A Look Into the Secrets of Priscilla and Aquila
Author: Tessa Afshar
Priscilla has a secret and a deep regret. She also knows someone else’s secret, and that could be deadly. As the years have passed, she has found peace, even acceptance in a synagogue. It’s not the religion of her people, but somehow it seems right, it draws her. And so, she remains, an outsider, but still an integral and beloved member of the community.
Meanwhile, Aquila has his own sorrows and a devastating past, but the work of a follower of Jesus is never done, and so he continues onwards. Eventually, the path of his family and Priscilla – a gentile, Roman general’s daughter – merge. The two have a lot to learn about one another, about faith, about fulfilled prophecy, and ultimately about love and forgiveness. But the past is not ready to rest. Alongside new opportunities and a chance for love an enemy emerges. An enemy who will kill to protect a long-forgotten secret.

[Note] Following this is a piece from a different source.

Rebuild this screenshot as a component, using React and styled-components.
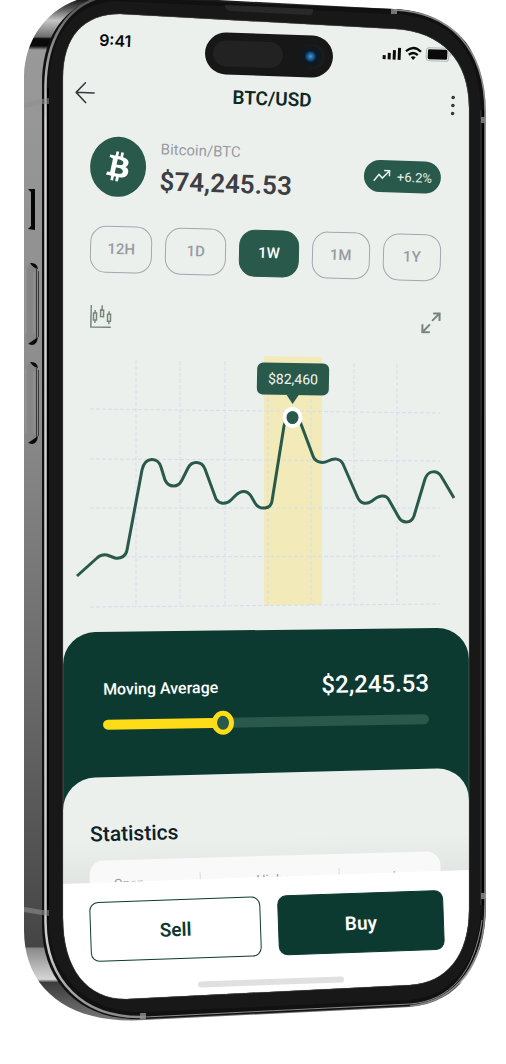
import React, { useState } from 'react';
import styled, { createGlobalStyle } from 'styled-components';

const GlobalStyle = createGlobalStyle`
  *, *::before, *::after { box-sizing: border-box; }
  body { margin: 0; background: #ffffff; font-family: Roboto, "Liberation Sans", sans-serif; }
  button { font: inherit; cursor: pointer; }
`;

const colors = {
  screen: '#ecf0ed',
  deep: '#0d3a30',
  green: '#29594a',
  muted: '#989ba3',
  yellow: '#ffdc18',
};

const Phone = styled.main`
  position: relative;
  width: 100%;
  max-width: 560px;
  display: grid;
  grid-template-columns: 63fr 406fr 37fr;
  padding: 14px 0 64px;
`;

const Shell = styled.svg`
  position: absolute;
  inset: 0;
  width: 100%;
  height: 100%;
  z-index: 3;
  pointer-events: none;
`;

const Screen = styled.div`
  grid-column: 2;
  position: relative;
  overflow: hidden;
  background: ${colors.screen};
  border-radius: 48px 72px 72px 48px;
  padding-top: 9px;
`;

const Row = styled.div`
  display: flex;
  align-items: center;
  justify-content: space-between;
  transform: rotate(${(p) => p.$tilt}deg);
`;

const StatusBar = styled(Row)`
  height: 48px;
  padding: 0 18px 0 36px;
  color: #0a0a0a;
  font-family: Inter, sans-serif;
  font-size: 16px;
  font-weight: 600;
`;

const StatusIcons = styled.svg`
  width: 70px;
  height: 18px;
`;

const Island = styled.div`
  position: absolute;
  top: 20px;
  left: 35%;
  width: 128px;
  height: 42px;
  padding: 8px;
  border-radius: 21px;
  background: #171717;
  transform: rotate(2deg);
  display: flex;
  align-items: center;
  justify-content: space-between;
`;

const Sensor = styled.span`
  width: 70px;
  height: 26px;
  border-radius: 13px;
  background: #222223;
`;

const Lens = styled.span`
  width: 24px;
  height: 24px;
  border-radius: 50%;
  background: radial-gradient(circle at 40% 50%, #4a9ad6 0, #1b5f97 3px, #0b1a28 6px, #15181b 10px, #1c1c1d 12px);
`;

const NavBar = styled(Row)`
  height: 40px;
  margin-top: 8px;
  padding: 0 12px;
  color: #35393d;
`;

const IconButton = styled.button`
  display: flex;
  padding: 0;
  border: 0;
  background: none;
  color: inherit;
`;

const Title = styled.h1`
  margin: 0;
  font-size: 19px;
  line-height: 24px;
  font-weight: 600;
  color: #0b2a22;
`;

const AssetRow = styled(Row)`
  height: 62px;
  margin-top: 22px;
  padding: 0 28px 0 27px;
`;

const Asset = styled.div`
  display: flex;
  align-items: center;
  gap: 14px;
`;

const Coin = styled.div`
  display: flex;
  align-items: center;
  justify-content: center;
  width: 56px;
  height: 60px;
  border-radius: 50%;
  background: ${colors.green};
`;

const AssetName = styled.div`
  font-size: 15px;
  line-height: 20px;
  color: ${colors.muted};
`;

const Price = styled.div`
  margin-top: 6px;
  font-size: 26px;
  line-height: 32px;
  font-weight: 600;
  color: #3d3e43;
`;

const Change = styled.div`
  display: flex;
  align-items: center;
  justify-content: center;
  gap: 6px;
  width: 77px;
  height: 32px;
  border-radius: 16px;
  background: ${colors.green};
  color: #e6f0ea;
  font-size: 13px;
`;

const Periods = styled(Row)`
  display: grid;
  grid-template-columns: 62fr 61fr 59fr 58fr 58fr;
  height: 48px;
  margin-top: 26px;
  padding: 0 28px 0 27px;
  gap: 13px;
`;

const Period = styled.button`
  height: 47px;
  padding: 0;
  border: 1px solid ${(p) => (p.$active ? colors.green : '#a3a6ae')};
  border-radius: 16px;
  background: ${(p) => (p.$active ? colors.green : 'transparent')};
  color: ${(p) => (p.$active ? '#ffffff' : colors.muted)};
  font-size: 15px;
  line-height: 24px;
  font-weight: 500;
`;

const Tools = styled(Row)`
  height: 24px;
  margin-top: 31px;
  padding: 0 28px 0 27px;
  color: #76877a;
`;

const ChartBox = styled.div`
  position: relative;
  height: 260px;
  margin-top: 20px;
`;

const ChartSvg = styled.svg`
  display: block;
  width: 100%;
  height: 100%;
`;

const Tooltip = styled.div`
  position: absolute;
  top: 11px;
  left: 57%;
  width: 72px;
  height: 32px;
  margin-left: -37px;
  border-radius: 6px;
  background: ${colors.green};
  color: #f1f6f3;
  font-size: 14px;
  line-height: 32px;
  text-align: center;
  transform: rotate(1deg);

  &::after {
    content: '';
    position: absolute;
    top: 100%;
    left: 50%;
    margin-left: -6px;
    border: 6px solid transparent;
    border-top: 9px solid ${colors.green};
    border-bottom: 0;
  }
`;

const Average = styled.section`
  position: relative;
  margin-top: 18px;
  padding: 40px 40px 39px;
  color: #ffffff;

  &::before {
    content: '';
    position: absolute;
    inset: 0 0 -60px;
    background: ${colors.deep};
    border-radius: 32px 32px 0 0;
    transform: skewY(-0.7deg);
  }
`;

const AverageHead = styled(Row)`
  height: 32px;
`;

const AverageLabel = styled.label`
  font-size: 16px;
  font-weight: 500;
`;

const AverageValue = styled.output`
  font-size: 24px;
  font-weight: 500;
`;

const Slider = styled.input`
  position: relative;
  display: block;
  width: 100%;
  height: 24px;
  margin: 8px 0 0;
  appearance: none;
  background: none;
  transform: rotate(-1deg);

  &::-webkit-slider-runnable-track {
    height: 10px;
    border-radius: 5px;
    background: linear-gradient(
      to right,
      ${colors.yellow} ${(p) => p.value}%,
      ${colors.green} ${(p) => p.value}%
    );
  }

  &::-webkit-slider-thumb {
    appearance: none;
    width: 22px;
    height: 24px;
    margin-top: -7px;
    border: 5px solid ${colors.yellow};
    border-radius: 50%;
    background: ${colors.green};
  }
`;

const Statistics = styled.section`
  position: relative;
  padding: 43px 28px 0 27px;

  &::before {
    content: '';
    position: absolute;
    inset: 0;
    background: linear-gradient(${colors.screen} 45%, #dbe0dd 90%);
    border-radius: 32px 32px 0 0;
    transform: skewY(-1.5deg);
  }
`;

const Heading = styled(Row)`
  height: 28px;

  h2 {
    margin: 0;
    font-size: 21px;
    font-weight: 500;
    color: #0c2029;
  }
`;

const Stats = styled.dl`
  position: relative;
  display: grid;
  grid-template-columns: 110px 1fr 102px;
  height: 60px;
  margin: 12px 0 0;
  padding-top: 14px;
  border-radius: 14px;
  background: #f9f9f9;
  transform: rotate(-1.6deg);
`;

const Stat = styled.div`
  text-align: ${(p) => p.$align};
  padding: ${(p) => p.$pad};
  border-left: ${(p) => (p.$divided ? '1px solid #dcdcdf' : '0')};

  dt {
    font-size: 13px;
    line-height: 20px;
    color: ${colors.muted};
  }
`;

const Footer = styled.footer`
  position: relative;
  margin-top: -39px;
  padding: 19px 25px 14px 27px;

  &::before {
    content: '';
    position: absolute;
    inset: 0 0 -20px;
    background: #ffffff;
    transform: skewY(-2deg);
  }
`;

const Actions = styled(Row)`
  gap: 17px;
`;

const Action = styled.button`
  flex: ${(p) => (p.$filled ? 166 : 171)} 1 0;
  height: 60px;
  padding: 0;
  border: 1px solid ${colors.deep};
  border-radius: 9px;
  background: ${(p) => (p.$filled ? colors.deep : '#ffffff')};
  color: ${(p) => (p.$filled ? '#ffffff' : colors.deep)};
  font-size: 19px;
  font-weight: 600;
`;

const HomeBar = styled.div`
  position: relative;
  width: 146px;
  height: 6px;
  margin: 23px auto 1px;
  left: 1%;
  border-radius: 3px;
  background: #e0e0e0;
  transform: rotate(-2deg);
`;

const HOLE =
  'M63 78 C63 36 84 14 120 14 L395 29 C442 32 469 60 469 108 L469 910 C469 956 446 983 410 985 L127 999 C88 1000 63 970 63 918 Z';

function PhoneShell() {
  return (
    <Shell viewBox="0 0 506 1064" preserveAspectRatio="none" aria-hidden="true">
      <defs>
        <linearGradient id="metal" gradientUnits="userSpaceOnUse" x1="40" y1="0" x2="34" y2="1020">
          <stop offset="0" stopColor="#1c1c1c" />
          <stop offset="0.008" stopColor="#555" />
          <stop offset="0.02" stopColor="#c6c6c6" />
          <stop offset="0.036" stopColor="#6d6d6d" />
          <stop offset="0.038" stopColor="#0a0a0a" />
          <stop offset="0.045" stopColor="#0a0a0a" />
          <stop offset="0.049" stopColor="#999" />
          <stop offset="0.4" stopColor="#8c8c8c" />
          <stop offset="0.7" stopColor="#666" />
          <stop offset="0.928" stopColor="#454545" />
          <stop offset="0.93" stopColor="#8a8a8a" />
          <stop offset="0.96" stopColor="#d6d6d6" />
          <stop offset="0.963" stopColor="#3c3c3c" />
          <stop offset="1" stopColor="#777" />
        </linearGradient>
        <linearGradient id="rim" gradientUnits="userSpaceOnUse" x1="0" y1="0" x2="0" y2="1020">
          <stop offset="0" stopColor="#555" />
          <stop offset="0.08" stopColor="#b5b5b5" />
          <stop offset="0.12" stopColor="#d5d2d3" />
          <stop offset="0.93" stopColor="#cccccc" />
          <stop offset="1" stopColor="#8a8a8a" />
        </linearGradient>
      </defs>
      <path
        fill="url(#metal)"
        fillRule="evenodd"
        d={`M24 76 C25 38 48 6 87 -3 L140 -4 L394 9 C450 11 486 46 486 112 L486 905 C486 965 458 1003 410 1007 L145 1020 C70 1025 24 990 24 930 Z ${HOLE}`}
      />
      <path
        fill="#111111"
        fillRule="evenodd"
        d={`M42 84 C42 36 65 4 104 -3 L394 9 C450 12 485 48 485 112 L485 905 C484 962 458 1001 410 1006 L145 1019 C82 1022 42 984 42 925 Z ${HOLE}`}
      />
      <path
        fill="none"
        stroke="url(#rim)"
        strokeWidth="2.500"
        d="M98 -2 C66 8 46 40 45.500 86 L45.500 922 C46 981 83 1019 145 1017"
      />
      <path fill="none" stroke="#8a8a8a" strokeWidth="1" d="M145 1017 L410 1004 C450 1001 475 972 482 920" />
      <path
        fill="none"
        stroke="#8a8a8a"
        strokeWidth="1.500"
        d="M394 10 C450 12 485 48 485 112 L485 905 C485 962 458 1001 410 1006"
      />
      <path
        fill="#181818"
        fillRule="evenodd"
        d={`M49 88 C49 36 72 6 113 1 L394 14 C450 16 481 52 481 112 L481 905 C481 960 452 997 410 1000 L145 1012 C88 1014 49 976 49 920 Z ${HOLE}`}
      />
      <path fill="none" stroke="#000000" strokeWidth="2" d="M48 88 V920 M483 110 V905" />
      <path fill="none" stroke="#3c3c3c" d="M481 110 V905" />
      <path fill="none" stroke="#8f9390" d={HOLE} strokeWidth="1" opacity="0.35" />
      <path fill="#292929" d="M225 5 L313 9 V12 Q313 15 309 15 L231 11 Q225 10 225 5 Z" />
      <g fill="#8f8f8f">
        <path d="M24 103 L42 99 L49 98 V104 L42 104 L24 108 Z M24 907 L42 910 L49 910 V916 L42 915 L24 912 Z" opacity="0.6" />
        <path d="M391 9 h6 v5 h-6 Z M140 1013 h6 v6 h-6 Z M481 117 h5 v6 h-5 Z M481 893 h5 v6 h-5 Z" opacity="0.8" />
      </g>
      <path fill="#050505" d="M28 189 H35 V230 L28 229 L31 226 V192 Z" />
      {[262, 361].map((y) => (
        <g key={y} transform={`translate(0 ${y})`}>
          <path fill="#868686" d="M26 8 Q29 -1 35 2 Q39 6 39 14 V70 Q38 80 31 83 Q26 82 26 74 Z" />
          <path fill="#0b0b0b" d="M30 1 Q37 0 38 7 Q33 6 30 1 Z M28 82 L38 75 Q37 83 32 83 Z" />
          <path fill="none" stroke="#3a3a3a" d="M36.500 7 V76 M38.500 9 V75" />
          <path fill="none" stroke="#aaaaaa" d="M34 10 V72 M26 8 V72" opacity="0.5" />
        </g>
      ))}
    </Shell>
  );
}

function PriceChart() {
  return (
    <ChartBox>
      <ChartSvg viewBox="0 0 406 260" preserveAspectRatio="none" role="img" aria-label="BTC/USD price over one week">
        <path fill="#f2ebb9" d="M201 4 L259 5 V253 H201 Z" />
        <path
          fill="none"
          stroke="#d8dcec"
          strokeDasharray="4 2"
          d="M73 8 V255 M117 9 V254 M162 9 V254 M205 10 V254 M248 11 V253 M291 11 V253 M334 12 V253
             M27 57 L377 61 M27 107 L377 109 M27 156 L377 156 M27 205 L377 204 M27 255 L377 252"
        />
        <path
          fill="none"
          stroke={colors.green}
          strokeWidth="3"
          strokeLinejoin="round"
          d="M14 224 L34 206 Q38 202 44 203 L52 206 C58 207 63 204 64 198 L79 118
             C82 104 95 105 98 115 L102 128 C106 136 115 136 119 128 L125 116 C129 108 139 109 142 117
             L153 147 C156 152 163 153 168 148 L172 144 C178 138 184 138 188 144 L192 151
             C197 159 208 157 209 149 L221 74 C224 58 234 59 238 72 L250 104 C252 110 259 112 265 109
             C271 106 277 106 280 112 L294 144 C297 152 303 153 309 149 C316 143 323 142 326 148
             L335 164 C339 172 348 172 351 164 L362 127 C365 118 374 118 378 124 L391 146"
        />
        <ellipse cx="229.500" cy="65.500" rx="8" ry="8.500" fill={colors.green} stroke="#ffffff" strokeWidth="4" />
      </ChartSvg>
      <Tooltip>$82,460</Tooltip>
    </ChartBox>
  );
}

const PERIODS = ['12H', '1D', '1W', '1M', '1Y'];

export default function App() {
  const [period, setPeriod] = useState('1W');
  const [average, setAverage] = useState(36);

  return (
    <>
      <GlobalStyle />
      <Phone>
        <PhoneShell />
        <Screen>
          <StatusBar $tilt={2.5}>
            <span>9:41</span>
            <StatusIcons viewBox="0 0 70 18" aria-hidden="true">
              <path d="M2 12h3v4H2z M7 9.500h3v6.500H7z M12 6.500h3v9.500h-3z M17 4h3v12h-3z" fill="#0a0a0a" />
              <g fill="none" stroke="#0a0a0a" strokeWidth="2.300">
                <path d="M25 7 Q32.500 0 40 7" />
                <path d="M28 10.500 Q32.500 6.500 37 10.500" />
              </g>
              <path d="M30 12.800 Q32.500 10.800 35 12.800 L32.500 15.600 Z" fill="#0a0a0a" />
              <rect x="45.500" y="2.500" width="22.500" height="13" rx="3" fill="none" stroke="#b4b7b5" />
              <rect x="47" y="4" width="19.500" height="10" rx="1.500" fill="#0a0a0a" />
              <path d="M69 7 Q71 9 69 11 Z" fill="#a7aaa8" />
            </StatusIcons>
          </StatusBar>
          <Island>
            <Sensor />
            <Lens />
          </Island>

          <NavBar $tilt={2}>
            <IconButton aria-label="Back">
              <svg width="20" height="22" viewBox="0 0 20 22" fill="none" stroke="currentColor" strokeWidth="1.500" strokeLinecap="round" strokeLinejoin="round">
                <path d="M10 1 L1 11 L11 21 M1 11 H19" />
              </svg>
            </IconButton>
            <Title>BTC/USD</Title>
            <IconButton aria-label="More options">
              <svg width="8" height="22" viewBox="0 0 8 22" fill="currentColor">
                <circle cx="4" cy="3" r="1.800" />
                <circle cx="4" cy="11" r="1.800" />
                <circle cx="4" cy="19" r="1.800" />
              </svg>
            </IconButton>
          </NavBar>

          <AssetRow $tilt={2}>
            <Asset>
              <Coin>
                <svg width="48" height="48" viewBox="0 0 24 24" fill="#ffffff" aria-hidden="true">
                  <path transform="rotate(-4 12 12)" d="M17.288 10.291c.24-1.59-.974-2.45-2.64-3.03l.54-2.153-1.315-.33-.525 2.107c-.345-.087-.705-.167-1.064-.25l.526-2.127-1.32-.33-.54 2.165c-.285-.067-.565-.132-.84-.2l-1.815-.45-.35 1.407s.975.225.955.236c.535.136.63.486.615.766l-1.477 5.92c-.075.166-.24.406-.614.314.015.02-.96-.24-.96-.24l-.66 1.51 1.71.426.93.242-.54 2.19 1.32.327.54-2.17c.36.1.705.19 1.05.273l-.51 2.154 1.32.33.545-2.19c2.24.427 3.93.257 4.64-1.774.57-1.637-.03-2.58-1.217-3.196.854-.193 1.5-.76 1.68-1.93h.01zm-3.01 4.22c-.404 1.64-3.157.75-4.05.53l.72-2.9c.896.23 3.757.67 3.33 2.37zm.41-4.24c-.37 1.49-2.662.735-3.405.55l.654-2.64c.744.18 3.137.524 2.75 2.084v.006z" />
                </svg>
              </Coin>
              <div>
                <AssetName>Bitcoin/BTC</AssetName>
                <Price>$74,245.53</Price>
              </div>
            </Asset>
            <Change>
              <svg width="18" height="14" viewBox="0 0 18 14" fill="none" stroke="currentColor" strokeWidth="1.500" aria-hidden="true">
                <path d="M1 12 L6 5.500 L9.500 9 L16.500 1.500 M11 1.500 H16.500 V7" />
              </svg>
              +6.2%
            </Change>
          </AssetRow>

          <Periods $tilt={1.5}>
            {PERIODS.map((p) => (
              <Period key={p} $active={p === period} aria-pressed={p === period} onClick={() => setPeriod(p)}>
                {p}
              </Period>
            ))}
          </Periods>

          <Tools $tilt={1}>
            <IconButton aria-label="Candlestick view">
              <svg width="22" height="24" viewBox="0 0 22 24" fill="none" stroke="currentColor" strokeWidth="1.500">
                <path d="M1 0 V22 H21 M5 5 V8 M5 15 V18 M3.500 8 h3 v7 h-3 Z M12 0 V5 M10.500 5 h3 v6.500 h-3 Z M19 6 V9 M19 16 V19 M17.500 9 h3 v7 h-3 Z" />
              </svg>
            </IconButton>
            <IconButton aria-label="Expand chart">
              <svg width="20" height="22" viewBox="0 0 20 22" fill="none" stroke="currentColor" strokeWidth="2">
                <path d="M11 9 L18 2 M12 1.500 H18.500 V9 M9 12.500 L2 20 M1.500 12.500 V20.500 H9" />
              </svg>
            </IconButton>
          </Tools>

          <PriceChart />

          <Average>
            <AverageHead $tilt={-1}>
              <AverageLabel htmlFor="moving-average">Moving Average</AverageLabel>
              <AverageValue htmlFor="moving-average">$2,245.53</AverageValue>
            </AverageHead>
            <Slider
              id="moving-average"
              type="range"
              min="0"
              max="100"
              value={average}
              onChange={(e) => setAverage(Number(e.target.value))}
            />
          </Average>

          <Statistics>
            <Heading $tilt={-1.5}>
              <h2>Statistics</h2>
            </Heading>
            <Stats>
              <Stat $align="left" $pad="0 0 0 24px">
                <dt>Open</dt>
              </Stat>
              <Stat $align="center" $pad="0" $divided>
                <dt>High</dt>
              </Stat>
              <Stat $align="right" $pad="0 24px 0 0" $divided>
                <dt>Low</dt>
              </Stat>
            </Stats>
          </Statistics>

          <Footer>
            <Actions $tilt={-2}>
              <Action>Sell</Action>
              <Action $filled>Buy</Action>
            </Actions>
            <HomeBar />
          </Footer>
        </Screen>
      </Phone>
    </>
  );
}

Daughter of Rome is a captivating and heart-warming narrative that imagines the life, courtship, and trials of two of the most memorable Biblical characters, Priscilla and Aquila. Both were lauded by Paul during his many visits to Corinth, but how did this Biblical power couple come to be, and what adversities did they face before meeting Paul and before becoming an integral part of the church?
The emotions of this book remind me a little of Jan Karon’s Father Tim novels in that the characters themselves are gentle, open to learning and experiencing the world around them through a Christ-centric instead of self-centric viewpoint, and are willing to turn the other cheek. Yet, the atmosphere here is certainly more fraught, more dangerous. The novel starts shockingly with Priscila, this matron of the faith, faced with an enormous sin, one that will haunt her throughout the pages of the book and challenge readers to exercise both forgiveness and empathy. After this decision, Priscila is forced to be kinder, more understanding, and yet harder on herself. How, after all, can she ever be forgiven? How can she ever judge anyone else?
Aquila starts at a different point. He is ostensibly more righteous, but also more judgmental. How can a decent Jew, after all, break the laws and eat with a gentile? How can he reckon Priscila a godly woman, and how can he move beyond the strictures of the law to understand the heart behind the commandments and to accept the new covenant and all the uncomfortable things it may entail culturally? While Priscila is acclimated to giving the forgiveness she wants, Aquila is the opposite end of the spectrum. This allows for character growth on both ends and an unlikely but entirely satisfying relationship.
Along the way, the couple faces more controversy as their family grows. They rescue an adorable dog and a runaway boy. All the while, a murderer follows Priscila. It’s engaging, chilling, beautiful, and emotive, all tied together, bringing these ancient characters to life and making us stop to wonder about the real Priscila and Aquila, how they got to be leaders in Corinth, and how their own personal tragedies and their love for one another must have shaped them to support the early church.
My only quibble with this narrative is a historical one. Priscila’s sin (abortion) – and even the knowledge she has of another key character’s wrongdoing – was something that the ancient Romans would have taken in stride; indeed, her sin was legal. Early Christians felt the opposite way, however, pagan Romans (which is Priscila’s background at the time the story starts) did not feel that way. This inaccuracy in the narrative affects not only Priscila’s character (i.e., her guilt drives her to find God), but the villain’s pretensions and desperation as well. Here are some articles that are pretty interesting and talk a bit about ancient Roman legalities around abortion and how perception of and acceptance of abortion and contraception changed with emerging Christianity: Family Planning in Greco-Roman Antiquity – World History Encyclopedia/ and Abortion in the Ancient World – World History Encyclopedia.
This is my first encounter with Tessa Afshar, and I hope to read more of her narratives. It was refreshing to read a Biblically founded, pro-Christian historical work that focuses on love and living for Jesus and in His light. The story itself was also dramatic and emotional, and all the characters well-wrought, flawed, and empathetic. I wish the historical accuracy regarding Priscila’s sin had been better – it distracted me throughout – but I enjoyed the tale so much, and the way it was told, that I ultimately forgive the inaccuracy in the name of fiction. I highly recommended this book for Christian readers and for connoisseurs of historical fiction.